Last summer, Francisco and his proposal, now called the “Brooklyn Bridge Forest,” notched a major victory when it won an international design competition put on by the New York City Council that asked participants to “reimagine” the Brooklyn Bridge. While the recognition brought renewed attention to his project, Francisco says he’s not telling Uaxactun to hold its breath just yet.

“I feel a little bit like the boy who cried wolf here,” he said. “Even though we’re trying to manage expectations there’s inevitably only so many times you can get excited about it before it’s like, tell me when you’re ready to actually do it and then we’ll get excited.”

If some New York legislators get their way, it might be a very long wait. The New York deforestation-free procurement act, introduced in the state legislature this year, would ban the import of nearly all tropical hardwood and forest-risk commodities into the state.
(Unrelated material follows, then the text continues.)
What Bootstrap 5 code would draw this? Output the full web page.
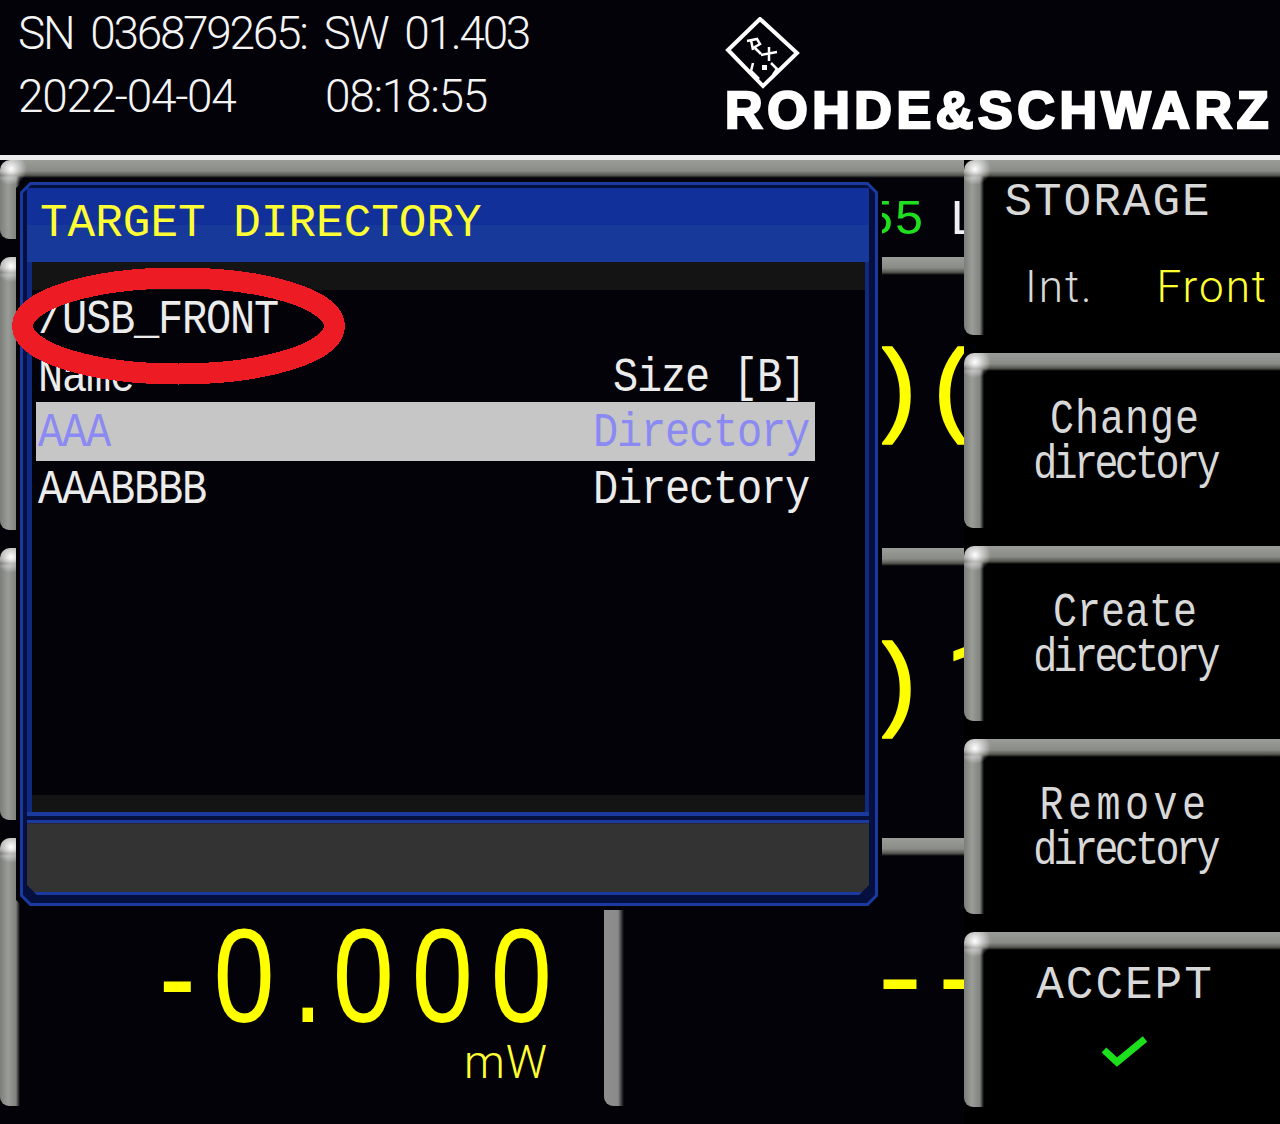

Its passage would send a powerful message that lawmakers in one of the U.S.’s biggest markets are serious about taking steps to address the climate crisis — but depending on its final version and how it is interpreted, could also close the door on Uaxactun’s aspirations to nail itself into the city’s history.

Under the blazing Petén sun, leaning against a fallen log that began its life long before Guatemala declared its independence from the Spanish Republic, Maas says he’s hoping for the best.

“New York is one of the most important places in America, and the Brooklyn Bridge is its heritage,” he said. “We want people to realize places like Uaxactun can provide the resources for it.”